§ **INPUT RECORDS**:
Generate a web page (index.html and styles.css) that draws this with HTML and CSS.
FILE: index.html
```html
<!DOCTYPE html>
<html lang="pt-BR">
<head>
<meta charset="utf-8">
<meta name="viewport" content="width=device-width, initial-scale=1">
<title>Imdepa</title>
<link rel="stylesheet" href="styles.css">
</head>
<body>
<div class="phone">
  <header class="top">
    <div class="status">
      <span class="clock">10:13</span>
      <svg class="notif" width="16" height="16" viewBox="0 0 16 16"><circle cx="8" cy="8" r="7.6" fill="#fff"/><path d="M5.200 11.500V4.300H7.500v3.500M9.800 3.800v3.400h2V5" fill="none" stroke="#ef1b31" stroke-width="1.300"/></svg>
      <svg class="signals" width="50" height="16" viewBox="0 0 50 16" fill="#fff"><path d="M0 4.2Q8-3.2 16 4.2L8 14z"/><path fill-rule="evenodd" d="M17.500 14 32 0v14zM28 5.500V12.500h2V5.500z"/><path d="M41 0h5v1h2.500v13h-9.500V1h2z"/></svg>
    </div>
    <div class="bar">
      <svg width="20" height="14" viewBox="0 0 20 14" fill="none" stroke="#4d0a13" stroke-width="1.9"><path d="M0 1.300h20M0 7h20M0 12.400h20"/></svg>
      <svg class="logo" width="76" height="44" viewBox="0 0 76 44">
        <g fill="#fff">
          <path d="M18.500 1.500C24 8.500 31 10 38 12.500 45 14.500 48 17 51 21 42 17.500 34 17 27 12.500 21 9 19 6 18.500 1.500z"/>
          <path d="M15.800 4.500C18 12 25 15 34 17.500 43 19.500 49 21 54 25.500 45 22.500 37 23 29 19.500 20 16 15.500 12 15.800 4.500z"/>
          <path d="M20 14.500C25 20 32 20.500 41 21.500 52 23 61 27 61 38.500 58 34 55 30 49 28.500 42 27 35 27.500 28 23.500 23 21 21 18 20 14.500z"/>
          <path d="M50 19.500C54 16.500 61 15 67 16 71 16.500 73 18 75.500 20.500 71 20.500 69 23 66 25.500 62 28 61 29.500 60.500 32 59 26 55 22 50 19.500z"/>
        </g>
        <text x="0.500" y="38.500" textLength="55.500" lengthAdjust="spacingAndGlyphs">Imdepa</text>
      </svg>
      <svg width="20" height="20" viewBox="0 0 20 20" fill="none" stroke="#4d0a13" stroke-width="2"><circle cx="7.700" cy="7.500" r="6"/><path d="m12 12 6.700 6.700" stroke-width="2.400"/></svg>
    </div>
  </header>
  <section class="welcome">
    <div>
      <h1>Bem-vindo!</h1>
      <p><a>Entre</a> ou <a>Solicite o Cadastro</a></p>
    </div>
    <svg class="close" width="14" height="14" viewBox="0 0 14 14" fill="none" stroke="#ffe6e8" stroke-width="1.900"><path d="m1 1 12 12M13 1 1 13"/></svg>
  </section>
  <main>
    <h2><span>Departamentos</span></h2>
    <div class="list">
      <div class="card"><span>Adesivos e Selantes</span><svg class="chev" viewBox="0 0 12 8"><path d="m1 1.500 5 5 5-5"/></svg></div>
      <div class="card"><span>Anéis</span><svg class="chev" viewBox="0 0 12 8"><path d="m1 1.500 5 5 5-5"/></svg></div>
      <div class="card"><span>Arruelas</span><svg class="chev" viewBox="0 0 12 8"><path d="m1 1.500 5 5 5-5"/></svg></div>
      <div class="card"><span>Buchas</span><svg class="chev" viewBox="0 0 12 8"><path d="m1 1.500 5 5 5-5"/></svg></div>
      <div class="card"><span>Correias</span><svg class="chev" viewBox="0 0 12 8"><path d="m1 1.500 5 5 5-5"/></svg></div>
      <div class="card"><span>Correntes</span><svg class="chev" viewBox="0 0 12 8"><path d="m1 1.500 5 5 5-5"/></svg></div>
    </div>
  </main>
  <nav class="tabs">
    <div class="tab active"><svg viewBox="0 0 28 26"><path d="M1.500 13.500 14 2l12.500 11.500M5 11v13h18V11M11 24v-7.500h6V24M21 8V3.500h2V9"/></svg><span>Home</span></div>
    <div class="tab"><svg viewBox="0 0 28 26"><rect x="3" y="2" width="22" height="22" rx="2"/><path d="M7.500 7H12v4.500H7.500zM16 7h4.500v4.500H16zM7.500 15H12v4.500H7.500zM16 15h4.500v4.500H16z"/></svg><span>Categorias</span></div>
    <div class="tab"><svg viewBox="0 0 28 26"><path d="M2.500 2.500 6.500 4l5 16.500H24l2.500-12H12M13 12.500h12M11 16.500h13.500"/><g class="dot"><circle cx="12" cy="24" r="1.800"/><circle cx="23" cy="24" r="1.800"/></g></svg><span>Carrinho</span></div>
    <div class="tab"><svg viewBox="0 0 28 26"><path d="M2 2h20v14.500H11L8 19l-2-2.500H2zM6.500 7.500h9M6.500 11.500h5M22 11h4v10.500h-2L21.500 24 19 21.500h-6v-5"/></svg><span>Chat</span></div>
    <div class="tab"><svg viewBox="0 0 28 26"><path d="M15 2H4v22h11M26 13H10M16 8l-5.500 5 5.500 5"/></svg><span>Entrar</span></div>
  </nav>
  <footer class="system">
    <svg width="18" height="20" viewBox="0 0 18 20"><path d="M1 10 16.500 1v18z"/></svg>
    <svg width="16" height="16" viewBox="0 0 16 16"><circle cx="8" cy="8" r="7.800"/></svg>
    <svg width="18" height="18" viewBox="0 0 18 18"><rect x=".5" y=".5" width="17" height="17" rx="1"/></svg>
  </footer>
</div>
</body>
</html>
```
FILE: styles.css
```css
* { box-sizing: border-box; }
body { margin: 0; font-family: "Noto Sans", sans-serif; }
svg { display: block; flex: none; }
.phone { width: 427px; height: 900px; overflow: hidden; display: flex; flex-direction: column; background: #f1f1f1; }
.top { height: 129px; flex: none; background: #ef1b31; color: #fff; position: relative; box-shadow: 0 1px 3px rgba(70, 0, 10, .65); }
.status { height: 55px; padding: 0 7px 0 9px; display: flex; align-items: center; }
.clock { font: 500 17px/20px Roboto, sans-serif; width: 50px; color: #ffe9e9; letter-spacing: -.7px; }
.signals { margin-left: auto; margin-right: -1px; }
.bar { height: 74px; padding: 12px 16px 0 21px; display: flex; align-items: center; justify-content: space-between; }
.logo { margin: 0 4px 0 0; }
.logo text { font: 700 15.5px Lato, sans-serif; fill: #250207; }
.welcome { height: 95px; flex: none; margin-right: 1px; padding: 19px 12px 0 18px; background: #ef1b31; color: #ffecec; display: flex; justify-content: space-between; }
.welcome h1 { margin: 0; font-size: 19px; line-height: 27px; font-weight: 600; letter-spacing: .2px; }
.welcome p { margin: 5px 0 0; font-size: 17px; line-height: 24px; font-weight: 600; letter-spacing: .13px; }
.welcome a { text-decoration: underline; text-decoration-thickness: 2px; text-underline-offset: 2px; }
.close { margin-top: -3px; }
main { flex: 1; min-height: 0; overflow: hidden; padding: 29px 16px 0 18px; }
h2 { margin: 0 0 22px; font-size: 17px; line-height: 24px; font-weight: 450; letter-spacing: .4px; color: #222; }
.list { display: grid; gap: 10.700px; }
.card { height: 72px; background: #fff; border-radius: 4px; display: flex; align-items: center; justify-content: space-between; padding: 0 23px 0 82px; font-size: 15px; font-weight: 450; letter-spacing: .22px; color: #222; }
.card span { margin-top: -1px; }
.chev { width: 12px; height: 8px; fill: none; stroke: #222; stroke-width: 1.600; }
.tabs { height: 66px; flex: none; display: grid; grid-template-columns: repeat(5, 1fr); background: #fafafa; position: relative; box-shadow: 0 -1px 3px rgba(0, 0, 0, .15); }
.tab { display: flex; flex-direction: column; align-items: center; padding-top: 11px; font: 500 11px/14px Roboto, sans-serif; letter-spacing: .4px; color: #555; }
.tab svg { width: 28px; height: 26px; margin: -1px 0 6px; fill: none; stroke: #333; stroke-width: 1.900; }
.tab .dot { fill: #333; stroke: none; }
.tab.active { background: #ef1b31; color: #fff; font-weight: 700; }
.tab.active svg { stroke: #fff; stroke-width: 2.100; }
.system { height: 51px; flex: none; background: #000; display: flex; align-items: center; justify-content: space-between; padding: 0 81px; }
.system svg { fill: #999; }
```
...
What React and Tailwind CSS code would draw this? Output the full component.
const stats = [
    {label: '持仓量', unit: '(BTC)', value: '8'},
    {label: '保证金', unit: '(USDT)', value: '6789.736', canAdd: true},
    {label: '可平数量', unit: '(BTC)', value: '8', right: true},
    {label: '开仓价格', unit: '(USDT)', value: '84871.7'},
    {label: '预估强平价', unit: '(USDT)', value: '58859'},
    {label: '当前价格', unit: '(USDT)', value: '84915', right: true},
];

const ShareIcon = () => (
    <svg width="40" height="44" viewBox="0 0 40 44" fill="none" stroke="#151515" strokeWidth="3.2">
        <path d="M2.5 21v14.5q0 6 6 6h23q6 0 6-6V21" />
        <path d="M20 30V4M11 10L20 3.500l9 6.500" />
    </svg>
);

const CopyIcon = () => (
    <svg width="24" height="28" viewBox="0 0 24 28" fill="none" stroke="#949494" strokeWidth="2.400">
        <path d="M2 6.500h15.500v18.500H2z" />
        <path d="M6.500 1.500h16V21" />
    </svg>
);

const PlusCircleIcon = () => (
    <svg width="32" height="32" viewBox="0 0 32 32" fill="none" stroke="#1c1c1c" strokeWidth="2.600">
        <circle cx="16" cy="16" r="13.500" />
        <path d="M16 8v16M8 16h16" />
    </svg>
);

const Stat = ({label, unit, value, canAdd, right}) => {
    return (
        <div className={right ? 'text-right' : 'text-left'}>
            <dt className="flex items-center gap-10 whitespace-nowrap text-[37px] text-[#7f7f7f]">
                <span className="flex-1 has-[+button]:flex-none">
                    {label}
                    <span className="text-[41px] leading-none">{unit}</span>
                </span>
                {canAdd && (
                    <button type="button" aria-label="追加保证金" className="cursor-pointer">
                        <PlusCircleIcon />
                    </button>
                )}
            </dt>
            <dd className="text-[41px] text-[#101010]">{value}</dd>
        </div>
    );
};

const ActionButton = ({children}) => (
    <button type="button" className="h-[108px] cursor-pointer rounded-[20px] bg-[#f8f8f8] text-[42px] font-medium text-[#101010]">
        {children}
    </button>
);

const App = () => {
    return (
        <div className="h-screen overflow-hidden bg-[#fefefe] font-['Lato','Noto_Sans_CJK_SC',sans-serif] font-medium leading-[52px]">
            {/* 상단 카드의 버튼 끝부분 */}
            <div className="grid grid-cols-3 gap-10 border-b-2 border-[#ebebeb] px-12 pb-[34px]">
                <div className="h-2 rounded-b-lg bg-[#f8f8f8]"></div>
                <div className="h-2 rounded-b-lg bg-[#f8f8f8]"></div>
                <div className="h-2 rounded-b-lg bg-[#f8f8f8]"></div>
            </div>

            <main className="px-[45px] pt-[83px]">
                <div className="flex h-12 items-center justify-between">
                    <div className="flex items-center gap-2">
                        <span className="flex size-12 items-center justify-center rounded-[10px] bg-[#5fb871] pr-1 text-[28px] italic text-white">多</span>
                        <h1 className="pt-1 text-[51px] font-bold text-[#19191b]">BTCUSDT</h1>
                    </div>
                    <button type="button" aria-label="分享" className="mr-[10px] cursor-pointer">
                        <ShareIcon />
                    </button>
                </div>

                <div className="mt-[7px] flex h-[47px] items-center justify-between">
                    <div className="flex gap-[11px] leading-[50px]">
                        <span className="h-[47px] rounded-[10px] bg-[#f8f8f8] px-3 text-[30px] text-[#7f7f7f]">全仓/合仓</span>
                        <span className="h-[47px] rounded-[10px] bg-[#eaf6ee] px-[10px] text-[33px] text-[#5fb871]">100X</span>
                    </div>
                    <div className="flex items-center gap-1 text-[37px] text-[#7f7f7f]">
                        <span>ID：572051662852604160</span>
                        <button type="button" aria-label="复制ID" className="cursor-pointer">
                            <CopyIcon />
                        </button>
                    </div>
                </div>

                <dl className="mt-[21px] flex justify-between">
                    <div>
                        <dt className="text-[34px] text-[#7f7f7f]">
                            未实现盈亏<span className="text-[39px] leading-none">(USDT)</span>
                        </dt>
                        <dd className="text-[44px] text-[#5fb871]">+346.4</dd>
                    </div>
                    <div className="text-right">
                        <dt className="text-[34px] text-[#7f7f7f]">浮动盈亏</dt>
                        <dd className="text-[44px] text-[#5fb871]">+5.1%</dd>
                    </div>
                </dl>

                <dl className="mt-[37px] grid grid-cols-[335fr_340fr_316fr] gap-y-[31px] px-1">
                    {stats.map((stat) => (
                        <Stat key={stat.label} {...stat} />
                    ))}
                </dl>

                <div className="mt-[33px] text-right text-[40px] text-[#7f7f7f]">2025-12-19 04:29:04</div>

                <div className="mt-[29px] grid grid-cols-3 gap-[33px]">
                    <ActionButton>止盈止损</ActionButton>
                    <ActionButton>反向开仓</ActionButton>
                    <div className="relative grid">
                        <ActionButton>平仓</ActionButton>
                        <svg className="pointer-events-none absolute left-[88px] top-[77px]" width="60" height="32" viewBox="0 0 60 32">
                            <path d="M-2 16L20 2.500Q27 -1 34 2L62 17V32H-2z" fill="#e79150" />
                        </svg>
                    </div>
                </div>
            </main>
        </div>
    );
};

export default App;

§ **AIM**: Wherever a line in the data above holds "this", copy that line.

§ **CORRECT OUTPUT**:
Generate a web page (index.html and styles.css) that draws this with HTML and CSS.
What React and Tailwind CSS code would draw this? Output the full component.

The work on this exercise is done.